JobHistoryServer – This is a daemon that serves historical information about completed applications. Typically, JobHistory server can be co-deployed with Job­Tracker. Up to batch processing (historical data processing), Map Reduce is fine, But coming to streaming data, map-reduce won’t help. And map reduce is also not user-friendly.

Streaming Data is data that is generated continuously by thousands of data sources, which typically send in the data records simultaneously, and in small sizes (order of Kilobytes). Streaming data includes a wide variety of data such as log files generated by customers using your mobile or web applications, e-commerce purchases, in-game player activity, information from social networks, financial trading floors, or geospatial services, and telemetry from connected devices or instrumentation in data centres.

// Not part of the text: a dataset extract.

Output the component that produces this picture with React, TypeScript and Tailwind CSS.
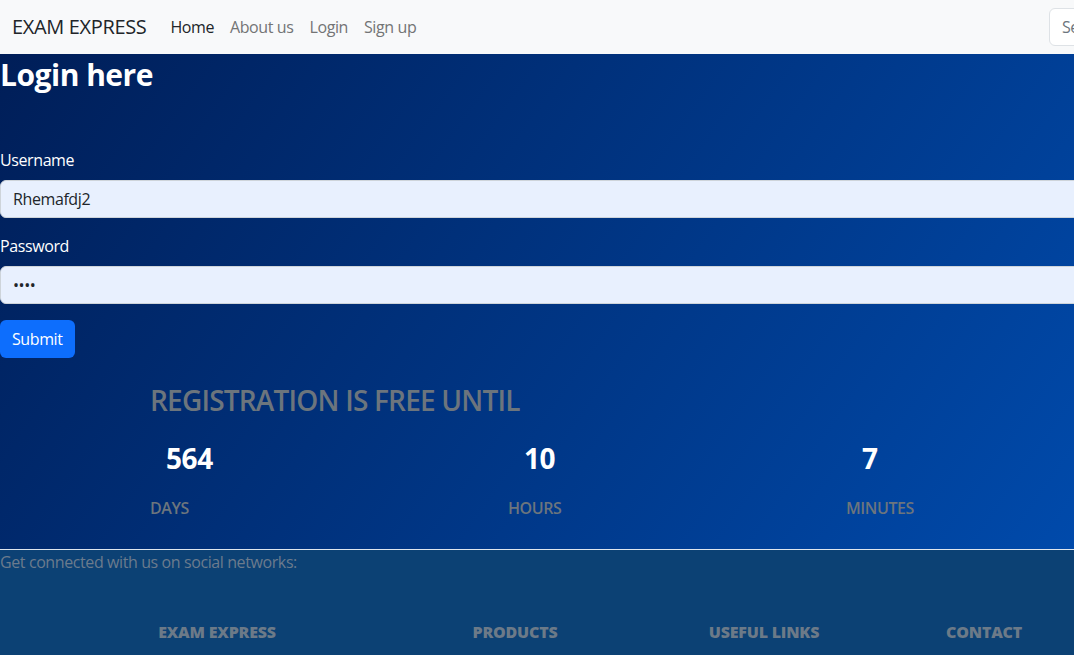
import { useState } from "react";

const font = { fontFamily: '"Open Sans", "Noto Sans", Arial, sans-serif' };

function Navbar() {
  return (
    <nav className="flex h-[54px] items-center bg-[#f8f9fa] pl-3 overflow-hidden">
      <a className="mr-4 text-[20px] tracking-[-0.35px] text-[#212529] whitespace-nowrap">EXAM EXPRESS</a>
      <ul className="flex text-[16px] whitespace-nowrap">
        <li className="px-2 text-[#212529]">Home</li>
        <li className="px-2 text-[#737475]">About us</li>
        <li className="px-2 text-[#737475]">Login</li>
        <li className="px-2 text-[#737475]">Sign up</li>
      </ul>
      <div className="ml-auto -mr-[75px]">
        <input
          placeholder="Search"
          className="h-[38px] w-[100px] rounded-md border border-[#dee2e6] bg-white px-3 text-[16px] text-[#212529] placeholder:text-[#6c757d]"
        />
      </div>
    </nav>
  );
}

function LoginForm() {
  const [username, setUsername] = useState("Rhemafdj2");
  const [password, setPassword] = useState("abcd");
  return (
    <div className="overflow-hidden">
      <h1 className="text-[30px] font-bold leading-[1.2] tracking-[-0.5px] text-white pt-[3px]">Login here</h1>
      <form className="mt-[55px]" onSubmit={(e) => e.preventDefault()}>
        <label className="block text-[16px] text-white leading-6 mb-[8px]">Username</label>
        <input
          value={username}
          onChange={(e) => setUsername(e.target.value)}
          className="block h-[38px] w-[1100px] rounded-md border border-[#ced4da] bg-[#e8f0fe] px-3 text-[16px] text-[#212529] outline-none"
        />
        <label className="block text-[16px] text-white leading-6 mt-[16px] mb-[8px]">Password</label>
        <input
          type="password"
          value={password}
          onChange={(e) => setPassword(e.target.value)}
          className="block h-[38px] w-[1100px] rounded-md border border-[#ced4da] bg-[#e8f0fe] px-3 text-[16px] text-[#212529] outline-none"
        />
        <button className="mt-[16px] h-[38px] rounded-md bg-[#0d6efd] px-3 text-[16px] text-white">Submit</button>
      </form>
    </div>
  );
}

const units = [
  { value: "564", label: "DAYS", width: "w-[358px]" },
  { value: "10", label: "HOURS", width: "w-[338px]" },
  { value: "7", label: "MINUTES", width: "w-[200px]" },
];

function Countdown() {
  return (
    <section className="pl-[150px] pt-[26px] pb-[29px]">
      <h2 className="text-[28px] font-semibold leading-[1.2] tracking-[-0.8px] text-[#6c757d]">REGISTRATION IS FREE UNTIL</h2>
      <div className="flex mt-[24px]">
        {units.map((u) => (
          <div key={u.label} className={u.width}>
            <div className="pl-4 text-[28px] font-bold leading-[1.2] text-white">{u.value}</div>
            <div className="mt-[21px] text-[16px] font-semibold leading-6 text-[#6c757d]">{u.label}</div>
          </div>
        ))}
      </div>
    </section>
  );
}

function Footer() {
  return (
    <footer className="bg-[#0c4174] border-t border-[#dfe6ee] h-[106px]">
      <div className="text-[16px] leading-6 text-[#6b7b8d]">Get connected with us on social networks:</div>
      <div className="flex mt-[46px] text-[16px] font-extrabold leading-6 tracking-[-0.2px] text-[#6c7a88]">
        <div className="w-[434px] text-center">EXAM EXPRESS</div>
        <div className="w-[162px] text-center">PRODUCTS</div>
        <div className="w-[336px] text-center">USEFUL LINKS</div>
        <div className="w-[104px] text-center">CONTACT</div>
      </div>
    </footer>
  );
}

export default function App() {
  return (
    <div style={font} className="w-[1074px] h-[655px] overflow-hidden tracking-[-0.4px]">
      <Navbar />
      <main className="bg-[linear-gradient(125deg,#001e58_0%,#004aab_100%)]">
        <LoginForm />
        <Countdown />
      </main>
      <Footer />
    </div>
  );
}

There are requirements in the real world, where, we need the results in seconds. i.e., fraud detection – Let’s say, someone else is trying to hamper your account. You immediately get a notification. Likewise, a number of jobs are there they need to process data immediately after it gets generated and give the result with latency in the order of seconds or milliseconds.

Concluding the Article

Streaming data processing requires two layers: a storage layer and a processing layer. The storage layer needs to support record ordering and strong consistency to enable fast, inexpensive and replayable reads and writes of large streams of data. The processing layer is responsible for consuming data from the storage layer, running computations on that data, and then notifying the storage layer to delete data that is no longer needed.

You also have to plan for scalability, data durability, and fault tolerance in both the storage and processing layers. As a result, many platforms have emerged that provide the infrastructure needed to build streaming data applications including Amazon Kinesis Streams, Amazon Kinesis Firehose, Apache Kafka, Apache Flume, Apache Spark Streaming, and Apache Storm.